» **To do**:
Print the records below word for word, but leave out the pictures.

» **Data in this exercise**:
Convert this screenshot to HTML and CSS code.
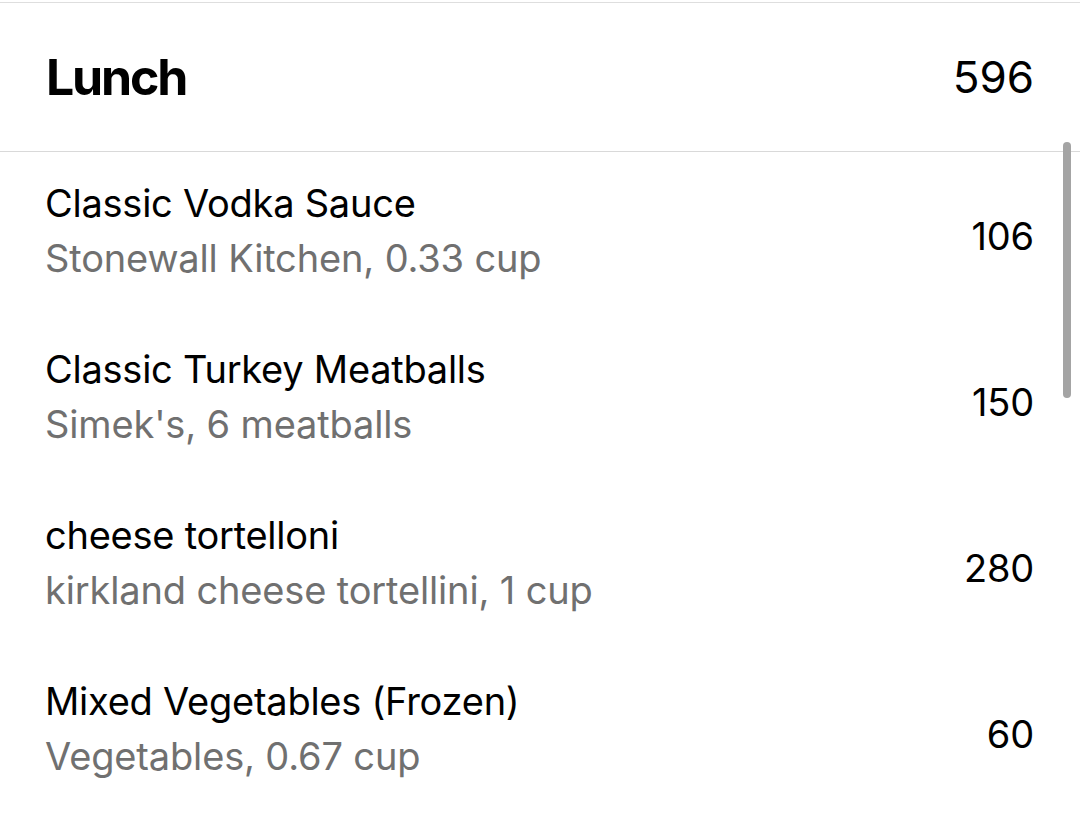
FILE: index.html
```html
<!DOCTYPE html>
<html lang="en">
<head>
<meta charset="utf-8">
<title>Lunch</title>
<link rel="stylesheet" href="styles.css">
</head>
<body>
<div class="screen">
  <header class="meal-header">
    <h1 class="meal-title">Lunch</h1>
    <span class="meal-total">596</span>
  </header>
  <ul class="food-list">
    <li class="food-row">
      <div class="food-text">
        <div class="food-name">Classic Vodka Sauce</div>
        <div class="food-detail">Stonewall Kitchen, 0.33 cup</div>
      </div>
      <span class="food-cal">106</span>
    </li>
    <li class="food-row">
      <div class="food-text">
        <div class="food-name">Classic Turkey Meatballs</div>
        <div class="food-detail">Simek's, 6 meatballs</div>
      </div>
      <span class="food-cal">150</span>
    </li>
    <li class="food-row">
      <div class="food-text">
        <div class="food-name">cheese tortelloni</div>
        <div class="food-detail">kirkland cheese tortellini, 1 cup</div>
      </div>
      <span class="food-cal">280</span>
    </li>
    <li class="food-row">
      <div class="food-text">
        <div class="food-name">Mixed Vegetables (Frozen)</div>
        <div class="food-detail">Vegetables, 0.67 cup</div>
      </div>
      <span class="food-cal">60</span>
    </li>
  </ul>
  <div class="scrollbar"></div>
</div>
</body>
</html>
```

FILE: styles.css
```css
html, body {
  margin: 0;
  padding: 0;
  background: #ffffff;
}
body {
  font-family: Inter, "Liberation Sans", Arial, sans-serif;
  color: #000000;
}
.screen {
  position: relative;
  width: 1080px;
  height: 819px;
  overflow: hidden;
  padding-top: 2px;
  box-sizing: border-box;
}
.meal-header {
  display: flex;
  align-items: center;
  justify-content: space-between;
  height: 150px;
  padding: 0 46px 0 46px;
  border-top: 1px solid #dedede;
  border-bottom: 1px solid #d9d9d9;
  box-sizing: border-box;
}
.meal-title {
  margin: 0;
  font-size: 50px;
  font-weight: 700;
  letter-spacing: -2.2px;
  line-height: 60px;
}
.meal-total {
  font-size: 44px;
  font-weight: 400;
  letter-spacing: 0;
  line-height: 60px;
}
.food-list {
  list-style: none;
  margin: 0;
  padding: 0;
}
.food-row {
  display: flex;
  align-items: center;
  justify-content: space-between;
  height: 166px;
  padding: 25px 46px 33px 45px;
  box-sizing: border-box;
}
.food-text {
  display: flex;
  flex-direction: column;
}
.food-name,
.food-detail,
.food-cal {
  font-size: 38px;
  white-space: nowrap;
}
.food-name {
  color: #000000;
  line-height: 53px;
  letter-spacing: -0.25px;
}
.food-detail {
  color: #707070;
  line-height: 56px;
  letter-spacing: -0.15px;
}
.food-cal {
  color: #000000;
  line-height: 53px;
  letter-spacing: -0.2px;
  margin-top: 10px;
}
.scrollbar {
  position: absolute;
  left: 1063px;
  top: 142px;
  width: 8px;
  height: 256px;
  border-radius: 4px;
  background: #a4a4a4;
}
```
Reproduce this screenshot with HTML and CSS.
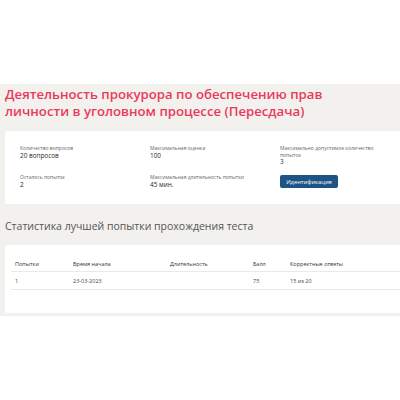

» **Exercise response**:
Convert this screenshot to HTML and CSS code.
FILE: index.html
```html
<!DOCTYPE html>
<html lang="en">
<head>
<meta charset="utf-8">
<title>Lunch</title>
<link rel="stylesheet" href="styles.css">
</head>
<body>
<div class="screen">
  <header class="meal-header">
    <h1 class="meal-title">Lunch</h1>
    <span class="meal-total">596</span>
  </header>
  <ul class="food-list">
    <li class="food-row">
      <div class="food-text">
        <div class="food-name">Classic Vodka Sauce</div>
        <div class="food-detail">Stonewall Kitchen, 0.33 cup</div>
      </div>
      <span class="food-cal">106</span>
    </li>
    <li class="food-row">
      <div class="food-text">
        <div class="food-name">Classic Turkey Meatballs</div>
        <div class="food-detail">Simek's, 6 meatballs</div>
      </div>
      <span class="food-cal">150</span>
    </li>
    <li class="food-row">
      <div class="food-text">
        <div class="food-name">cheese tortelloni</div>
        <div class="food-detail">kirkland cheese tortellini, 1 cup</div>
      </div>
      <span class="food-cal">280</span>
    </li>
    <li class="food-row">
      <div class="food-text">
        <div class="food-name">Mixed Vegetables (Frozen)</div>
        <div class="food-detail">Vegetables, 0.67 cup</div>
      </div>
      <span class="food-cal">60</span>
    </li>
  </ul>
  <div class="scrollbar"></div>
</div>
</body>
</html>
```

FILE: styles.css
```css
html, body {
  margin: 0;
  padding: 0;
  background: #ffffff;
}
body {
  font-family: Inter, "Liberation Sans", Arial, sans-serif;
  color: #000000;
}
.screen {
  position: relative;
  width: 1080px;
  height: 819px;
  overflow: hidden;
  padding-top: 2px;
  box-sizing: border-box;
}
.meal-header {
  display: flex;
  align-items: center;
  justify-content: space-between;
  height: 150px;
  padding: 0 46px 0 46px;
  border-top: 1px solid #dedede;
  border-bottom: 1px solid #d9d9d9;
  box-sizing: border-box;
}
.meal-title {
  margin: 0;
  font-size: 50px;
  font-weight: 700;
  letter-spacing: -2.2px;
  line-height: 60px;
}
.meal-total {
  font-size: 44px;
  font-weight: 400;
  letter-spacing: 0;
  line-height: 60px;
}
.food-list {
  list-style: none;
  margin: 0;
  padding: 0;
}
.food-row {
  display: flex;
  align-items: center;
  justify-content: space-between;
  height: 166px;
  padding: 25px 46px 33px 45px;
  box-sizing: border-box;
}
.food-text {
  display: flex;
  flex-direction: column;
}
.food-name,
.food-detail,
.food-cal {
  font-size: 38px;
  white-space: nowrap;
}
.food-name {
  color: #000000;
  line-height: 53px;
  letter-spacing: -0.25px;
}
.food-detail {
  color: #707070;
  line-height: 56px;
  letter-spacing: -0.15px;
}
.food-cal {
  color: #000000;
  line-height: 53px;
  letter-spacing: -0.2px;
  margin-top: 10px;
}
.scrollbar {
  position: absolute;
  left: 1063px;
  top: 142px;
  width: 8px;
  height: 256px;
  border-radius: 4px;
  background: #a4a4a4;
}
```
Reproduce this screenshot with HTML and CSS.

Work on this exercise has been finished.